To do that, the lease calls for the city to receive Memorial's cash on hand, which stood at $286.5 million as of July 31. The city also will get Memorial's investments ($27.1 million) and bond reserve funds ($24.1 million), bringing the total to $337.7 million.

Melcher says the city will come out ahead, but exactly where it will stand after paying UCH and paying off the debt isn't known. Memorial spokesman Brian Newsome says the calculation is currently being computed.

If there's extra money, the city keeps it. If more is needed to pay UCH, the city must pay it. The likely source would be the $74 million payment from UCH — the same source the city will rely on to fill any gap in PERA liability.

As for debt, Memorial has four bond issues outstanding and a $66.6 million loan from BBVA Compass bank. Melcher tells the Independent that some bond debt and the Compass loan will be paid off immediately, while other bond debt that carries prepayment penalties will be paid over time.

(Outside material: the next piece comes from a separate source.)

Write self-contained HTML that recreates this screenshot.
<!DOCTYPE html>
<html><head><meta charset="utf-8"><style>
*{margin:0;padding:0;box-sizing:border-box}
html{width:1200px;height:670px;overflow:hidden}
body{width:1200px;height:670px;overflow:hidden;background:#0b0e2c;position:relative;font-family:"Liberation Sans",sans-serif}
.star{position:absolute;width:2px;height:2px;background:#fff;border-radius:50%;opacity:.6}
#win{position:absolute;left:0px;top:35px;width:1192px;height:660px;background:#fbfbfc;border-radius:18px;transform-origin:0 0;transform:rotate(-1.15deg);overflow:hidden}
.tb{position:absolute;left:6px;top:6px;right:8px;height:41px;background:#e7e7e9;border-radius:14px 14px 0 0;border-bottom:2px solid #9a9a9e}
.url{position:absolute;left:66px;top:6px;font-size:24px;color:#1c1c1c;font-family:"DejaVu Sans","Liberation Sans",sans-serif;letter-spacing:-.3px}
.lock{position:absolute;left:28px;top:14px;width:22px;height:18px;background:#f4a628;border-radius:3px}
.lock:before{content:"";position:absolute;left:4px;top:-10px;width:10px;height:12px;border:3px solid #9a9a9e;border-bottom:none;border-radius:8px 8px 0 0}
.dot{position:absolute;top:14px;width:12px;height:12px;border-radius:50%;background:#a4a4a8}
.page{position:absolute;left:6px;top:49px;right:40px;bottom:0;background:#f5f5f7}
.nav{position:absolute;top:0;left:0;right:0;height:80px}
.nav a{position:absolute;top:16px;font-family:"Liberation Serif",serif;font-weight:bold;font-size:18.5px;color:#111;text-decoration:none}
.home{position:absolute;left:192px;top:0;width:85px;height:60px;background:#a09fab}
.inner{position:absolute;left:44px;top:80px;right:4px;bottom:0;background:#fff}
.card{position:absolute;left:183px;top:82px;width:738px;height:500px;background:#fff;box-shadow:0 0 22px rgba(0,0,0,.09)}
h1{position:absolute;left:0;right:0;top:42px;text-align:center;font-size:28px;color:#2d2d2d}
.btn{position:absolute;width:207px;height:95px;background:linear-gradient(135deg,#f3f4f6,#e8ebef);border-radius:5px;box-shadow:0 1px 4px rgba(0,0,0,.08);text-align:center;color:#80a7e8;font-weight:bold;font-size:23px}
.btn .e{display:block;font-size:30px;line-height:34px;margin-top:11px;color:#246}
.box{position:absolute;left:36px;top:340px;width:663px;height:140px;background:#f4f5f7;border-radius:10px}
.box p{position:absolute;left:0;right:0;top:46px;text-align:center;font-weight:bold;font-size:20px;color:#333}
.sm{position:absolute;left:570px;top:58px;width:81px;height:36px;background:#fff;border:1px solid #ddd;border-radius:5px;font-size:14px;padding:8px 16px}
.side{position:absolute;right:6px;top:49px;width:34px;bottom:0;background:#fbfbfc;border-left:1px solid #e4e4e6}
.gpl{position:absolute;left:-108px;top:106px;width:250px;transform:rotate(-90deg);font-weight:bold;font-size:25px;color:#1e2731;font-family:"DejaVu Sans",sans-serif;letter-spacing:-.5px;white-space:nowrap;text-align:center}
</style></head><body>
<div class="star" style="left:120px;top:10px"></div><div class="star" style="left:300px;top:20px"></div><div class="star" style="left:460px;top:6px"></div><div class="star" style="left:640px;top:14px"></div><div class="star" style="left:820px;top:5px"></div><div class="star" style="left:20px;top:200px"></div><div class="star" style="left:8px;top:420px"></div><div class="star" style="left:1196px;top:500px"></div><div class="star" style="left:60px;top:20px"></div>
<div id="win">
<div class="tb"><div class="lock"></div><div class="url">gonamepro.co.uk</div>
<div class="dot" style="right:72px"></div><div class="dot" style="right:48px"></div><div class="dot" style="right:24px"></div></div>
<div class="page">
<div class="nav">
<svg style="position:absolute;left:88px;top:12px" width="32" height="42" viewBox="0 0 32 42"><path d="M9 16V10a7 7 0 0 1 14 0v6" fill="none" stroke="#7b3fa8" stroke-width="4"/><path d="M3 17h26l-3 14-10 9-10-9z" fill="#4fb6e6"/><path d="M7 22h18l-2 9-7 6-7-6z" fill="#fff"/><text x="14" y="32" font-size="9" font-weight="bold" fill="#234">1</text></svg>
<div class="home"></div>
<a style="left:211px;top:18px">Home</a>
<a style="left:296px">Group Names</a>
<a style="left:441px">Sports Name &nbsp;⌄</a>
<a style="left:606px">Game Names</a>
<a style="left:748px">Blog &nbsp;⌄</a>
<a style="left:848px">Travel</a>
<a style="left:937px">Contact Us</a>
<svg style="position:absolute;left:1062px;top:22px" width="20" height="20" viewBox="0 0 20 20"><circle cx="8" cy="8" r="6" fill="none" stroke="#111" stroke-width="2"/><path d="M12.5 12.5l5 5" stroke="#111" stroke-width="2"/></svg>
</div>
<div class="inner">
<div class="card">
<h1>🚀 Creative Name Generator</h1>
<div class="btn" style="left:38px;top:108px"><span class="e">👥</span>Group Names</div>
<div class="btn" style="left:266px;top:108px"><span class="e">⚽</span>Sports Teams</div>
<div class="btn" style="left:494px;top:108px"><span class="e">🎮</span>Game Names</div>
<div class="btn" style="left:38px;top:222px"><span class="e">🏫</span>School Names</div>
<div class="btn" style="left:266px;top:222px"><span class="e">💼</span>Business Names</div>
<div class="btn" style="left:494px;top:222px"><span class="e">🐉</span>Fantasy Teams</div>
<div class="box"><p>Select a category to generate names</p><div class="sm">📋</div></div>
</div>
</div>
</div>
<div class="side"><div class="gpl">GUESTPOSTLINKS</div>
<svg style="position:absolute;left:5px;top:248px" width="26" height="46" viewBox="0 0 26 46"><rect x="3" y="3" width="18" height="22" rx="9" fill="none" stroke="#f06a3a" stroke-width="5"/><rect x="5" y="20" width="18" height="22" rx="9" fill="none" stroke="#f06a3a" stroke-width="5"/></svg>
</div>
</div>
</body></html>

But Melcher says the Memorial enterprise, not the city itself, will carry the debt and receive UCH's payments — to comply with TABOR, which requires voter approval of debt and restricts how much new revenue the city can receive without refunding it to voters or asking permission to keep it.

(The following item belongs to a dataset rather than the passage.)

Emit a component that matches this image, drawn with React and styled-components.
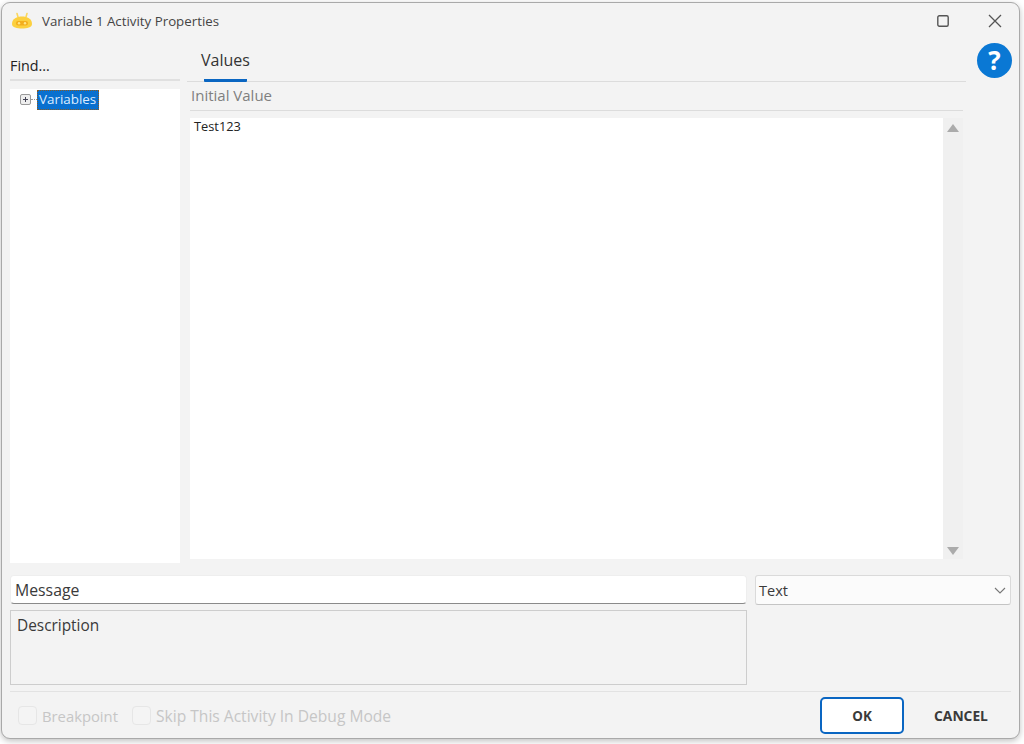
import React from "react";
import styled, { createGlobalStyle } from "styled-components";

const Global = createGlobalStyle`
  html, body { margin: 0; padding: 0; background: #fff; }
  body { width: 1024px; height: 744px; overflow: hidden; font-family: "Open Sans", "Noto Sans", "Liberation Sans", sans-serif; }
  * { box-sizing: border-box; }
`;
const Page = styled.div`
  width: 1024px; height: 744px; padding: 2px 4px 5px 1px; background: #fff;
`;
const Win = styled.div`
  width: 1019px; height: 737px; background: #f3f3f3; border: 1px solid #a9a9a9; border-radius: 9px;
  box-shadow: 0 2px 6px rgba(0,0,0,.25); display: flex; flex-direction: column;
`;
const TitleBar = styled.div`
  height: 35px; flex: none; display: flex; align-items: center; padding: 0 16px 0 9px; color: #444;
`;
const TitleText = styled.div`
  font-size: 13.3px; margin-left: 9px; flex: 1; color: #454545;
`;
const WinBtn = styled.button`
  border: 0; background: none; padding: 0; width: 16px; height: 16px; display: flex; margin-left: ${p => p.$gap}px;
`;
const Main = styled.div`
  flex: 1; min-height: 0; display: grid; grid-template-columns: 170px 779px 1fr; padding: 0 8px 0 8px; column-gap: 7px;
`;
const Side = styled.div`
  display: flex; flex-direction: column; height: 525px;
`;
const Find = styled.div`
  height: 43px; font-size: 14.3px; color: #222; border-bottom: 2px solid #e0e0e0; display: flex; align-items: flex-end; padding-bottom: 4px;
`;
const Tree = styled.div`
  margin-top: 8px; flex: 1; background: #fff; padding: 1px 0 0 10px; display: flex; align-items: flex-start;
`;
const TreeLine = styled.div`
  width: 6px; height: 1px; border-top: 1px dotted #999; margin-top: 9px;
`;
const Expander = styled.div`
  width: 11px; height: 11px; margin-top: 4px; border: 1px solid #9a9a9a; border-radius: 2px; background: #eee; position: relative;
  &::before { content: ""; position: absolute; left: 2px; right: 2px; top: 4px; height: 1px; background: #445; }
  &::after { content: ""; position: absolute; top: 2px; bottom: 2px; left: 4px; width: 1px; background: #445; }
`;
const TreeLabel = styled.div`
  background: #0a70cf; color: #dcecff; font-size: 13.4px; line-height: 19px; height: 20px; width: 62px; padding: 0 0 0 2px; outline: 1px dotted #8a5a20; outline-offset: -1px; white-space: nowrap;
`;
const Content = styled.div`
  display: flex; flex-direction: column; height: 521px;
`;
const TabBar = styled.div`
  height: 44px; border-bottom: 1px solid #dcdcdc; display: flex; align-items: flex-end; padding-left: 17px;
`;
const Tab = styled.div`
  font-size: 16px; color: #333; height: 44px; width: 43px; display: flex; justify-content: center; padding-top: 11px; white-space: nowrap; border-bottom: 3px solid #0a66c2; border-radius: 1px; margin-bottom: -1px;
`;
const SubHead = styled.div`
  margin: 0 3px 7px; height: 29px; border-bottom: 1px solid #dcdcdc; font-size: 15px; color: #7f7f7f; display: flex; align-items: center; padding-bottom: 2px; padding-left: 1px;
`;
const EditorRow = styled.div`
  margin: 0 3px; flex: 1; display: flex;
`;
const Editor = styled.div`
  flex: 1; background: #fff; font-size: 12.8px; line-height: 17px; color: #222; padding: 0 4px;
`;
const Scroll = styled.div`
  width: 20px; background: #f0f0f0; display: flex; flex-direction: column; justify-content: space-between; align-items: center; padding: 6px 0 4px;
`;
const Help = styled.div`
  margin-top: 5px; margin-left: 4px; width: 35px; height: 35px; border-radius: 50%; background: #0a78d4; color: #fff; font: 700 26px/35px "Open Sans", sans-serif; text-align: center;
`;
const Form = styled.div`
  padding: 11px 8px 0 8px; display: grid; grid-template-columns: 737px 256px; column-gap: 8px;
`;
const Message = styled.div`
  height: 29px; background: #fff; border-radius: 4px; border: 1px solid #eee; border-bottom-color: #8a8a8a;
  font-size: 15.8px; color: #3a3a3a; display: flex; align-items: center; padding: 1px 4px 0;
`;
const Select = styled.div`
  height: 30px; background: #fbfbfb; border: 1px solid #dadada; border-bottom-color: #c4c4c4; border-radius: 3px; display: flex; align-items: center; justify-content: space-between; padding: 0 3px; font-size: 14.5px; color: #3a3a3a;
`;
const Description = styled.div`
  grid-column: 1; margin-top: 5px; height: 75px; border: 1px solid #cdcdcd; font-size: 15.4px; color: #3a3a3a; padding: 4px 6px;
`;
const Footer = styled.div`
  margin: 6px 8px 0; border-top: 1px solid #e2e2e2; padding: 5px 0 4px; display: flex; align-items: center; height: 47px;
`;
const Check = styled.label`
  display: flex; align-items: center; font-size: ${p => p.$size}px; color: #c6c6c6; margin-left: ${p => p.$gap}px; white-space: nowrap;
`;
const Box = styled.span`
  width: 19px; height: 19px; border: 1px solid #e6e6e6; border-radius: 4px; background: #f4f4f4; margin-right: 5px;
`;
const Spacer = styled.div` flex: 1; `;
const Ok = styled.button`
  width: 84px; height: 37px; background: #fff; border: 2px solid #0a66c2; border-radius: 5px; font: 700 13.4px "Open Sans", sans-serif; color: #3a3a3a; padding: 0;
`;
const Cancel = styled.button`
  width: 84px; height: 37px; margin: 0 8px 0 15px; background: none; border: 0; font: 700 13.8px "Open Sans", sans-serif; color: #3a3a3a; padding: 0;
`;

const Logo = () => (
  <svg width="22" height="18" viewBox="0 0 22 18">
    <path d="M7 5 L6 1.5 M15 5 L16 1.5" stroke="#fbd75c" strokeWidth="1.6" strokeLinecap="round" />
    <path d="M1 12 C1 6.5 6 4.5 11 4.5 C16 4.5 21 6.5 21 12 C21 15.5 16 16.5 11 16.5 C6 16.5 1 15.5 1 12 Z" fill="#fcd03f" />
    <rect x="5" y="9" width="12" height="4.5" rx="2.2" fill="#f3ae1c" />
    <circle cx="8" cy="11.2" r="1.2" fill="#ffe68a" />
    <circle cx="14" cy="11.2" r="1.2" fill="#ffe68a" />
  </svg>
);

export default function App() {
  return (
    <Page>
      <Global />
      <Win>
        <TitleBar>
          <Logo />
          <TitleText>Variable 1 Activity Properties</TitleText>
          <WinBtn>
            <svg width="16" height="16" viewBox="0 0 16 16"><rect x="2.8" y="2.8" width="10.4" height="10.4" rx="1.5" fill="none" stroke="#555" strokeWidth="1.4" /></svg>
          </WinBtn>
          <WinBtn $gap={36}>
            <svg width="16" height="16" viewBox="0 0 16 16"><path d="M2 2 L14 14 M14 2 L2 14" stroke="#555" strokeWidth="1.3" /></svg>
          </WinBtn>
        </TitleBar>
        <Main>
          <Side>
            <Find>Find...</Find>
            <Tree>
              <Expander />
              <TreeLine />
              <TreeLabel>Variables</TreeLabel>
            </Tree>
          </Side>
          <Content>
            <TabBar><Tab>Values</Tab></TabBar>
            <SubHead>Initial Value</SubHead>
            <EditorRow>
              <Editor>Test123</Editor>
              <Scroll>
                <svg width="12" height="8" viewBox="0 0 12 8"><path d="M6 0 L12 8 L0 8 Z" fill="#ababab" /></svg>
                <svg width="12" height="8" viewBox="0 0 12 8"><path d="M0 0 L12 0 L6 8 Z" fill="#ababab" /></svg>
              </Scroll>
            </EditorRow>
          </Content>
          <Help>?</Help>
        </Main>
        <Form>
          <Message>Message</Message>
          <Select>
            Text
            <svg width="14" height="14" viewBox="0 0 14 14"><path d="M2 5 L7 10 L12 5" fill="none" stroke="#777" strokeWidth="1.1" /></svg>
          </Select>
          <Description>Description</Description>
        </Form>
        <Footer>
          <Check $gap={8} $size={14.8}><Box />Breakpoint</Check>
          <Check $gap={14} $size={15.6}><Box />Skip This Activity In Debug Mode</Check>
          <Spacer />
          <Ok>OK</Ok>
          <Cancel>CANCEL</Cancel>
        </Footer>
      </Win>
    </Page>
  );
}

Bruce argues that TABOR defines an enterprise as a government-run business, and questions whether Memorial will meet that definition after UCH takes over. He also says payments to the foundation would constitute revenue for the city, though Melcher asserts the payments will go to the foundation via Memorial, thereby sidestepping the TABOR requirement.

All this, plus other questions related to city revenue restrictions, must have even Council feeling unsure; Melcher says it has asked for a written legal opinion on these matters.

"This is a mess," Bruce says, "and is going to be a mess for a long time."